The US Dollar Index, which averages the exchange rates between the US dollar and six major world currencies, has fallen over 10% since the high on March 5, 2009. The drop in the dollar could reflect a number of different factors, including 1) concerns about the surging US budget deficits and the implications for longer-term inflation; 2) a surge in risk appetite as investors shift focus to emerging economies and away from the US; 3) expectations that a US economic recovery will be slow and drawn out; and 4) efforts by foreign central banks to diversify out of US Treasuries and the US dollar. Although we suspect each of these factors has played a roll, we also believe that our massive government outlays are the primary cause of the dollar’s weakness.
The implications of a weaker dollar are dramatic. They include 1) higher commodity prices, which are generally traded in dollars; 2) higher interest rates as investors in US securities demand higher yields to compensate for currency risk; and 3) higher prices for all other imports. These ancillary effects of a weaker dollar threaten a potential economic recovery and could quickly kill all the “green shoots” that we’ve been hearing about.

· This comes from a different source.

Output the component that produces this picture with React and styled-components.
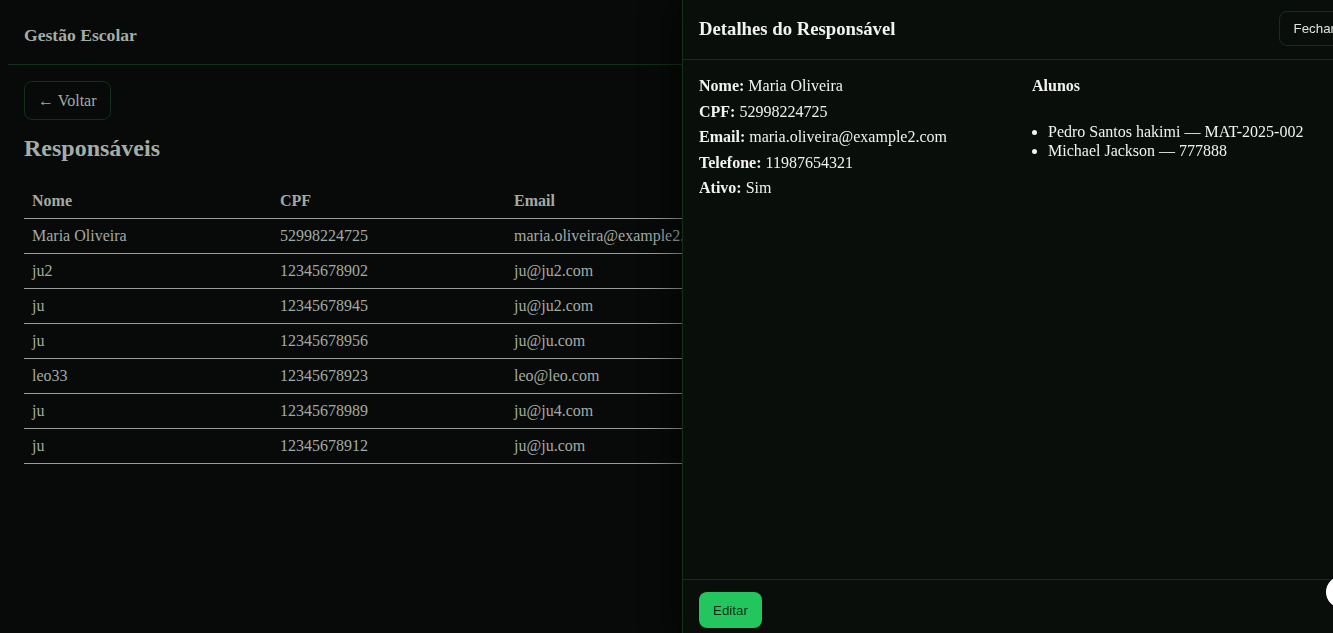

As we have written in past emails, we believe the risks of run-away inflation are low over the near term. Our sentiments on the issue mirror those expressed in a recent Wall Street Journal editorial by David Wessel:
“An immediate outbreak of inflation is improbable. Consumer prices in industrialized countries have risen less in the past year (0.6%) than in any 12 months since the Organization for Economic Cooperation and Development began keeping records in 1971. In the U.S., unemployment is at 8.9%, and forecasters see it hovering above 9% into 2011. American industry is operating further from full capacity than at any time since the Fed began keeping track in 1948. It’s hard to see companies easily raising prices or workers winning raises. The standard ingredients of inflation — too much money chasing too few goods — aren’t in evidence.”
Unfortunately, however, the market seems to be betting on surge in inflationary pressures in the not-too-distant future, and these bets are putting a potential economic recovery at risk. As the dollar falls, the yield on the 10-year Treasury has risen dramatically to nearly 4% from close to 2% at the end of 2008. The prices of oil and other commodities are also surging. Retail gasoline prices are now averaging over $2.50 per gallon as oil is now trading at over $72 per barrel (up nearly 130% from the lows in late December, 2008). A 1% rise in mortgage rates equals roughly a 12% increase in monthly payment for a 30-year mortgage. If you believe, as we do, that an apparent stabilization in housing turnover and (to a lesser extent) prices is the direct result of lower mortgage rates, we could be in for more pain. As we’ve stated many times before, rising mortgage rates and gasoline prices could severely impact consumer confidence and spending going forward, and these factors have displaced credit market dislocation as our primary concern for stocks in the months ahead.
So why is everyone so worried about inflation if there is so much slack in the economy? The answer is that nobody trusts the authorities to make the difficult decisions that lie ahead. From the same Wall Street Journal article:
“The Fed could lack the fortitude to raise rates and drain credit, a worry among some Fed insiders who complain, “There is no exit strategy.” The problem is human and political. To avoid inflation, the Fed must move sooner than citizens and politicians will like. Fed Chairman Ben Bernanke vows to be tough, but he hasn’t been tested on this side of the monetary mountain — and his term expires in January 2010. He or his successor may find Fed lending so intertwined with the Treasury’s bailouts that the Fed lacks the flexibility and independence it needs. Or he may find tightening tough while Congress is contemplating changes to the Fed’s governance and powers. Or the budget deficit may be so large that the Fed is unwilling to curtail its bond buying and raise rates sufficiently to offset it. The Fed is mighty, but its leaders human — and prone to failures of courage as well as wisdom.”
The maintenance of Fed independence is of utmost importance as we work through these difficult times. Perhaps Paul Volcker should be asked to lend his credibility to Mr. Bernanke’s Fed. Recall that Volcker was successful in breaking the back of soaring inflation in the early 1980’s. Moreover, the federal government MUST signal its willingness to tackle the budget deficits through concrete proposals to lower spending projections. Though voluntary action is very unlikely due to the political implications, it may become absolutely necessary to address entitlement spending now before we damage our credibility and credit-worthiness beyond repair.